- PROBLEM REQUIREMENTS -
Transcribe every line exactly and omit anything that is a picture.

- GIVEN DATA -
╔══
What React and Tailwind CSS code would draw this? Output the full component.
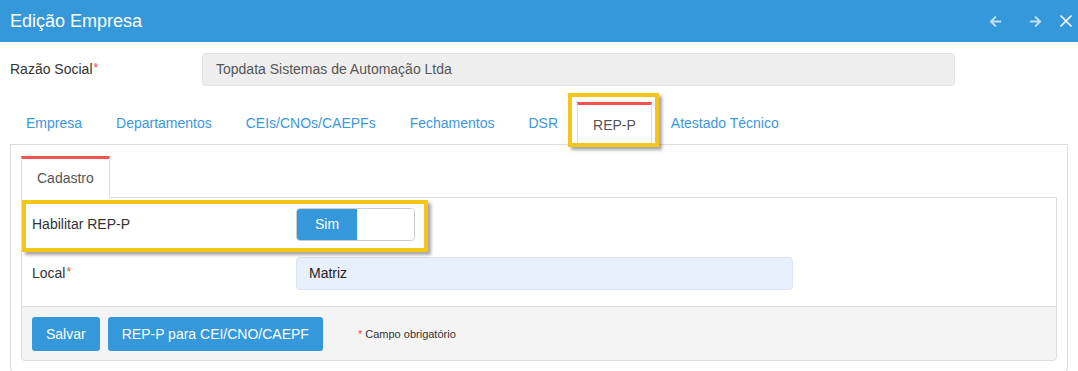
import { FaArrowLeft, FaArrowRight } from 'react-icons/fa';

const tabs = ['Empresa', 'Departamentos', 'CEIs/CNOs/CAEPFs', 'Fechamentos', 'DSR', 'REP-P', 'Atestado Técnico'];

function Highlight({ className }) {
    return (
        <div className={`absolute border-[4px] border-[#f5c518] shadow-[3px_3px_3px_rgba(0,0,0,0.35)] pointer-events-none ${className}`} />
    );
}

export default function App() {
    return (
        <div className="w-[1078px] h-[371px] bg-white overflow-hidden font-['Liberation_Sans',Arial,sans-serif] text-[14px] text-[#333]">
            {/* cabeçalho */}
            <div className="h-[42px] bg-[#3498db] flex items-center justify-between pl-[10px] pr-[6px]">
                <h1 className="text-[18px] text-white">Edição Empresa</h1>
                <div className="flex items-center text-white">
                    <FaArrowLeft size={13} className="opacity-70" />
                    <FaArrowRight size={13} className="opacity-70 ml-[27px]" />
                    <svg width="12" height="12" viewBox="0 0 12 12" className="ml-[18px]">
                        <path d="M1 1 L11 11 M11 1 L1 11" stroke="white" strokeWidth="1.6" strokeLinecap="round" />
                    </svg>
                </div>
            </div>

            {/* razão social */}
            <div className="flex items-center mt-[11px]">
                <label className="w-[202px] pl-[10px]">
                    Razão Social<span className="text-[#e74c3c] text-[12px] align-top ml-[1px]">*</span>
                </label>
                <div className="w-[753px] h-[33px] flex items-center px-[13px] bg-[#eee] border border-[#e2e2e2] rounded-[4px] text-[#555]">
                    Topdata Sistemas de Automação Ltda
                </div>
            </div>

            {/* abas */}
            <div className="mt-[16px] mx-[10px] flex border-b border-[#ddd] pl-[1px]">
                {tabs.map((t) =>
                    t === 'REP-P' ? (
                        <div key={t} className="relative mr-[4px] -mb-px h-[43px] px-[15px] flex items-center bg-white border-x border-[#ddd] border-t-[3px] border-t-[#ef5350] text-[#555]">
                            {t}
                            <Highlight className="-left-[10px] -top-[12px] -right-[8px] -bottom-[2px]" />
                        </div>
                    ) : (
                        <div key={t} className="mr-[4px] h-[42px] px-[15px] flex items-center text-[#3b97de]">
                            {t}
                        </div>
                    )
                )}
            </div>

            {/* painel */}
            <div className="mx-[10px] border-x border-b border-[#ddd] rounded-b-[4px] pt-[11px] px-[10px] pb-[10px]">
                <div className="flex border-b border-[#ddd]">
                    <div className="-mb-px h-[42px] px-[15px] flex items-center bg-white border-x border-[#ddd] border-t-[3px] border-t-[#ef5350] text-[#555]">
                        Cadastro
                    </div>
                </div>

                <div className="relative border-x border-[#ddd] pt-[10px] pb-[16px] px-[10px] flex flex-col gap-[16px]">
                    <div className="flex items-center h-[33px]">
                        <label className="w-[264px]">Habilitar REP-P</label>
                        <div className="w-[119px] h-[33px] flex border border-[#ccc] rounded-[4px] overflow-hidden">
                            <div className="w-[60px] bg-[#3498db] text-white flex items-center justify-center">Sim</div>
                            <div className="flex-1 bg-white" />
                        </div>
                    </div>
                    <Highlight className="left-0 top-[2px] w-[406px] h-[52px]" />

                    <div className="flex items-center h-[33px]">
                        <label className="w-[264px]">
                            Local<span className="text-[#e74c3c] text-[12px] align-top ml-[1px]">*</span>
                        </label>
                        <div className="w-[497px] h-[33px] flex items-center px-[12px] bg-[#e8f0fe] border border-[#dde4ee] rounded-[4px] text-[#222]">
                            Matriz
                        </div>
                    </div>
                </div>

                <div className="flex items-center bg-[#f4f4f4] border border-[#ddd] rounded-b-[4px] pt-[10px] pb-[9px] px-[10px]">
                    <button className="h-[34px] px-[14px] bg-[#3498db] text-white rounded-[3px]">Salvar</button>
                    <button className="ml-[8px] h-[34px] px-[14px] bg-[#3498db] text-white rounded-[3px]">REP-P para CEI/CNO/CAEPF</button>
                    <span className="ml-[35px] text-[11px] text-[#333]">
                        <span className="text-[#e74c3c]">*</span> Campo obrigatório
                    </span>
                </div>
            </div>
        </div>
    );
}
╚══
- SOLVED EXERCISE -
What React and Tailwind CSS code would draw this? Output the full component.
import { FaArrowLeft, FaArrowRight } from 'react-icons/fa';

const tabs = ['Empresa', 'Departamentos', 'CEIs/CNOs/CAEPFs', 'Fechamentos', 'DSR', 'REP-P', 'Atestado Técnico'];

function Highlight({ className }) {
    return (
        <div className={`absolute border-[4px] border-[#f5c518] shadow-[3px_3px_3px_rgba(0,0,0,0.35)] pointer-events-none ${className}`} />
    );
}

export default function App() {
    return (
        <div className="w-[1078px] h-[371px] bg-white overflow-hidden font-['Liberation_Sans',Arial,sans-serif] text-[14px] text-[#333]">
            {/* cabeçalho */}
            <div className="h-[42px] bg-[#3498db] flex items-center justify-between pl-[10px] pr-[6px]">
                <h1 className="text-[18px] text-white">Edição Empresa</h1>
                <div className="flex items-center text-white">
                    <FaArrowLeft size={13} className="opacity-70" />
                    <FaArrowRight size={13} className="opacity-70 ml-[27px]" />
                    <svg width="12" height="12" viewBox="0 0 12 12" className="ml-[18px]">
                        <path d="M1 1 L11 11 M11 1 L1 11" stroke="white" strokeWidth="1.6" strokeLinecap="round" />
                    </svg>
                </div>
            </div>

            {/* razão social */}
            <div className="flex items-center mt-[11px]">
                <label className="w-[202px] pl-[10px]">
                    Razão Social<span className="text-[#e74c3c] text-[12px] align-top ml-[1px]">*</span>
                </label>
                <div className="w-[753px] h-[33px] flex items-center px-[13px] bg-[#eee] border border-[#e2e2e2] rounded-[4px] text-[#555]">
                    Topdata Sistemas de Automação Ltda
                </div>
            </div>

            {/* abas */}
            <div className="mt-[16px] mx-[10px] flex border-b border-[#ddd] pl-[1px]">
                {tabs.map((t) =>
                    t === 'REP-P' ? (
                        <div key={t} className="relative mr-[4px] -mb-px h-[43px] px-[15px] flex items-center bg-white border-x border-[#ddd] border-t-[3px] border-t-[#ef5350] text-[#555]">
                            {t}
                            <Highlight className="-left-[10px] -top-[12px] -right-[8px] -bottom-[2px]" />
                        </div>
                    ) : (
                        <div key={t} className="mr-[4px] h-[42px] px-[15px] flex items-center text-[#3b97de]">
                            {t}
                        </div>
                    )
                )}
            </div>

            {/* painel */}
            <div className="mx-[10px] border-x border-b border-[#ddd] rounded-b-[4px] pt-[11px] px-[10px] pb-[10px]">
                <div className="flex border-b border-[#ddd]">
                    <div className="-mb-px h-[42px] px-[15px] flex items-center bg-white border-x border-[#ddd] border-t-[3px] border-t-[#ef5350] text-[#555]">
                        Cadastro
                    </div>
                </div>

                <div className="relative border-x border-[#ddd] pt-[10px] pb-[16px] px-[10px] flex flex-col gap-[16px]">
                    <div className="flex items-center h-[33px]">
                        <label className="w-[264px]">Habilitar REP-P</label>
                        <div className="w-[119px] h-[33px] flex border border-[#ccc] rounded-[4px] overflow-hidden">
                            <div className="w-[60px] bg-[#3498db] text-white flex items-center justify-center">Sim</div>
                            <div className="flex-1 bg-white" />
                        </div>
                    </div>
                    <Highlight className="left-0 top-[2px] w-[406px] h-[52px]" />

                    <div className="flex items-center h-[33px]">
                        <label className="w-[264px]">
                            Local<span className="text-[#e74c3c] text-[12px] align-top ml-[1px]">*</span>
                        </label>
                        <div className="w-[497px] h-[33px] flex items-center px-[12px] bg-[#e8f0fe] border border-[#dde4ee] rounded-[4px] text-[#222]">
                            Matriz
                        </div>
                    </div>
                </div>

                <div className="flex items-center bg-[#f4f4f4] border border-[#ddd] rounded-b-[4px] pt-[10px] pb-[9px] px-[10px]">
                    <button className="h-[34px] px-[14px] bg-[#3498db] text-white rounded-[3px]">Salvar</button>
                    <button className="ml-[8px] h-[34px] px-[14px] bg-[#3498db] text-white rounded-[3px]">REP-P para CEI/CNO/CAEPF</button>
                    <span className="ml-[35px] text-[11px] text-[#333]">
                        <span className="text-[#e74c3c]">*</span> Campo obrigatório
                    </span>
                </div>
            </div>
        </div>
    );
}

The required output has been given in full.